SET EXERCISE: Produce an exact copy of all the data below, dropping every image.

DATASET CONTENT:
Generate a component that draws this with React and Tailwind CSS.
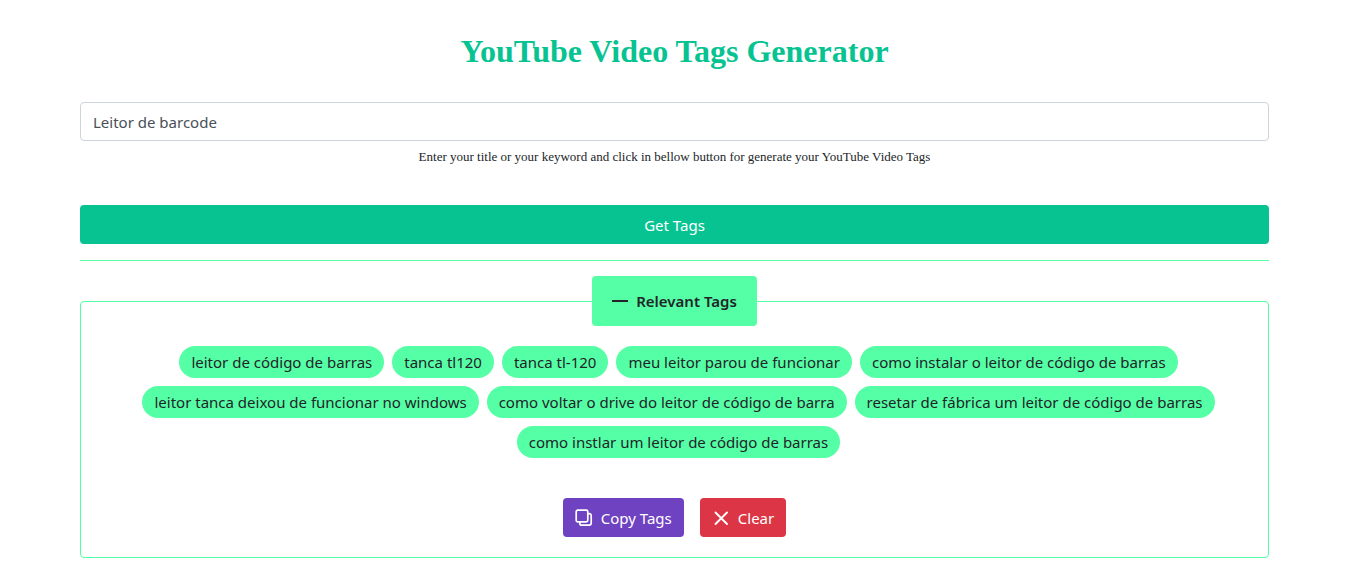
import React, { useState } from "react";

const TAGS = [
  "leitor de código de barras",
  "tanca tl120",
  "tanca tl-120",
  "meu leitor parou de funcionar",
  "como instalar o leitor de código de barras",
  "leitor tanca deixou de funcionar no windows",
  "como voltar o drive do leitor de código de barra",
  "resetar de fábrica um leitor de código de barras",
  "como instlar um leitor de código de barras",
];

function DashIcon() {
  return (
    <svg className="h-4 w-4" viewBox="0 0 16 16" fill="none" stroke="currentColor" strokeWidth="2" aria-hidden="true">
      <path d="M0 8h16" />
    </svg>
  );
}

function CopyIcon() {
  return (
    <svg className="h-[18px] w-[18px]" viewBox="0 0 18 18" fill="none" stroke="currentColor" strokeWidth="1.7" strokeLinejoin="round" strokeLinecap="round" aria-hidden="true">
      <rect x="1.2" y="1.2" width="11.6" height="11.6" rx="1.6" />
      <path d="M13 4.6h1.2a2 2 0 0 1 2 2v7.4a2.2 2.2 0 0 1-2.2 2.2H6.8a2 2 0 0 1-2-2V13" />
    </svg>
  );
}

function CloseIcon() {
  return (
    <svg className="h-[18px] w-[18px]" viewBox="0 0 18 18" fill="none" stroke="currentColor" strokeWidth="1.9" strokeLinecap="round" aria-hidden="true">
      <path d="M3.5 3.5l11.5 11.5M15 3.5L3.5 15" />
    </svg>
  );
}

export default function App() {
  const [title, setTitle] = useState("Leitor de barcode");
  const [tags, setTags] = useState(TAGS);

  return (
    <main className="bg-white pt-8 pr-[77px] pb-7 pl-20 font-['Noto_Sans',sans-serif] text-[15px] leading-6 text-[#212529]">
      <h1 className="text-center font-['Liberation_Serif',serif] text-[32px] leading-[38px] font-bold text-[#07c392]">
        YouTube Video Tags Generator
      </h1>

      <form className="mt-8" onSubmit={(e) => e.preventDefault()}>
        <input
          type="text"
          aria-label="Title or keyword"
          aria-describedby="hint"
          value={title}
          onChange={(e) => setTitle(e.target.value)}
          className="block h-[39px] w-full rounded border border-[#ced4da] bg-white px-3 text-[#495057]"
        />
        <p id="hint" className="mt-1.5 text-center font-['Liberation_Serif',serif] text-[13px] leading-5">
          Enter your title or your keyword and click in bellow button for generate your YouTube Video Tags
        </p>
        <button type="submit" className="mt-[38px] block h-[39px] w-full rounded bg-[#07c392] text-white">
          Get Tags
        </button>
      </form>

      <hr className="mt-4 border-t border-[#55ffa5]" />

      <fieldset className="mt-[15px] rounded border border-[#55ffa5] px-5 pb-5">
        <legend className="mx-auto flex h-[50px] items-center gap-2 rounded bg-[#55ffa5] px-5 font-semibold">
          <DashIcon />
          Relevant Tags
        </legend>
        <ul className="mt-5 flex flex-wrap justify-center gap-y-2">
          {tags.map((tag) => (
            <li key={tag} className="ml-2 rounded-full bg-[#55ffa5] px-3 py-1">
              {tag}
            </li>
          ))}
        </ul>
        <div className="mt-10 flex justify-center gap-4 text-white">
          <button type="button" onClick={() => navigator.clipboard?.writeText(tags.join(", "))} className="flex h-[39px] items-center gap-2 rounded bg-[#6f42c1] px-3">
            <CopyIcon />
            Copy Tags
          </button>
          <button type="button" onClick={() => setTags([])} className="flex h-[39px] items-center gap-2 rounded bg-[#dc3545] px-3">
            <CloseIcon />
            Clear
          </button>
        </div>
      </fieldset>
    </main>
  );
}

PROBLEM SOLUTION:
Generate a component that draws this with React and Tailwind CSS.
import React, { useState } from "react";

const TAGS = [
  "leitor de código de barras",
  "tanca tl120",
  "tanca tl-120",
  "meu leitor parou de funcionar",
  "como instalar o leitor de código de barras",
  "leitor tanca deixou de funcionar no windows",
  "como voltar o drive do leitor de código de barra",
  "resetar de fábrica um leitor de código de barras",
  "como instlar um leitor de código de barras",
];

function DashIcon() {
  return (
    <svg className="h-4 w-4" viewBox="0 0 16 16" fill="none" stroke="currentColor" strokeWidth="2" aria-hidden="true">
      <path d="M0 8h16" />
    </svg>
  );
}

function CopyIcon() {
  return (
    <svg className="h-[18px] w-[18px]" viewBox="0 0 18 18" fill="none" stroke="currentColor" strokeWidth="1.7" strokeLinejoin="round" strokeLinecap="round" aria-hidden="true">
      <rect x="1.2" y="1.2" width="11.6" height="11.6" rx="1.6" />
      <path d="M13 4.6h1.2a2 2 0 0 1 2 2v7.4a2.2 2.2 0 0 1-2.2 2.2H6.8a2 2 0 0 1-2-2V13" />
    </svg>
  );
}

function CloseIcon() {
  return (
    <svg className="h-[18px] w-[18px]" viewBox="0 0 18 18" fill="none" stroke="currentColor" strokeWidth="1.9" strokeLinecap="round" aria-hidden="true">
      <path d="M3.5 3.5l11.5 11.5M15 3.5L3.5 15" />
    </svg>
  );
}

export default function App() {
  const [title, setTitle] = useState("Leitor de barcode");
  const [tags, setTags] = useState(TAGS);

  return (
    <main className="bg-white pt-8 pr-[77px] pb-7 pl-20 font-['Noto_Sans',sans-serif] text-[15px] leading-6 text-[#212529]">
      <h1 className="text-center font-['Liberation_Serif',serif] text-[32px] leading-[38px] font-bold text-[#07c392]">
        YouTube Video Tags Generator
      </h1>

      <form className="mt-8" onSubmit={(e) => e.preventDefault()}>
        <input
          type="text"
          aria-label="Title or keyword"
          aria-describedby="hint"
          value={title}
          onChange={(e) => setTitle(e.target.value)}
          className="block h-[39px] w-full rounded border border-[#ced4da] bg-white px-3 text-[#495057]"
        />
        <p id="hint" className="mt-1.5 text-center font-['Liberation_Serif',serif] text-[13px] leading-5">
          Enter your title or your keyword and click in bellow button for generate your YouTube Video Tags
        </p>
        <button type="submit" className="mt-[38px] block h-[39px] w-full rounded bg-[#07c392] text-white">
          Get Tags
        </button>
      </form>

      <hr className="mt-4 border-t border-[#55ffa5]" />

      <fieldset className="mt-[15px] rounded border border-[#55ffa5] px-5 pb-5">
        <legend className="mx-auto flex h-[50px] items-center gap-2 rounded bg-[#55ffa5] px-5 font-semibold">
          <DashIcon />
          Relevant Tags
        </legend>
        <ul className="mt-5 flex flex-wrap justify-center gap-y-2">
          {tags.map((tag) => (
            <li key={tag} className="ml-2 rounded-full bg-[#55ffa5] px-3 py-1">
              {tag}
            </li>
          ))}
        </ul>
        <div className="mt-10 flex justify-center gap-4 text-white">
          <button type="button" onClick={() => navigator.clipboard?.writeText(tags.join(", "))} className="flex h-[39px] items-center gap-2 rounded bg-[#6f42c1] px-3">
            <CopyIcon />
            Copy Tags
          </button>
          <button type="button" onClick={() => setTags([])} className="flex h-[39px] items-center gap-2 rounded bg-[#dc3545] px-3">
            <CloseIcon />
            Clear
          </button>
        </div>
      </fieldset>
    </main>
  );
}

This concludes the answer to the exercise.